However, suitable replacements for these electromechanical devices must provide similar benefits. Little power is wasted as heat and the devices can bear spikes in current and ringing during hard switching or high-frequency applications with soft switching. In modern vehicles, an additional expectation is handling high voltage, and the rising component count means replacements must not increase the usage of copper, a great concern since the price per ounce is on the rise.

One direction solutions can take is toward solid state technology. For example, MOSFETs, despite being very small, can handle high currents. As an added bonus, due to its technology, MOSFETs do not spark and are robust against current spikes and ringing. By incorporating sensing technology on the same die, switches now feed back vital information to give accurate hints to the root of failures. Similarly, solid state relays are fully integrated and are switchable, introducing a new concept of resettable fuses. Thus, the reduced size means a significant cut in copper usage. Removing the requirement of part replacement and the need to make the board accessible for maintenance, space is freed up for other systems.

Infineon offers this level of ruggedness in footprints as small as 10 by 12 mm. The PROFET™ family affords accurate current sense. Additionally, the CoolMOS™ family handles over half a kilovolt. Both of these families ensure less power lost and introduce the concept of smart, resettable fuses.
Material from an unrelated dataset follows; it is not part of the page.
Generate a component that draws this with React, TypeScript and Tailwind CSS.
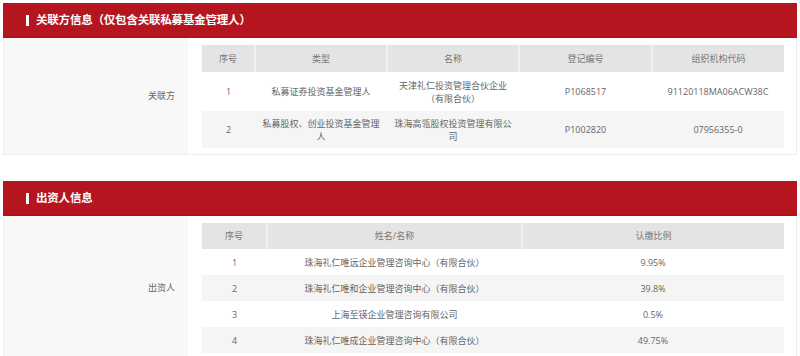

Power Regulation and Conversion Efficiency with a Noisy Battery

Given that the power system in a vehicle can be extremely noisy and suffer from various states like cranking, designing reliable and energy efficient voltage regulators can be challenging.

At the beginning of a vehicle’s power system, voltage from the battery must be regulated to provide controllers and sensors with a clean, DC output. For power intensive systems like drive trains, regulation is split into two stages. Pre-regulators are connected directly to the vehicle battery, generating a stable voltage line. Then post-regulators convert the output of the pre-regulator to final, desired voltage levels. Despite having two conversion stages, a short on the load side or another problem could potentially take down the whole system. Therefore, voltage trackers serve as auxiliary supplies to keep priority systems powered even while the main supply is overloaded, such as during cranking.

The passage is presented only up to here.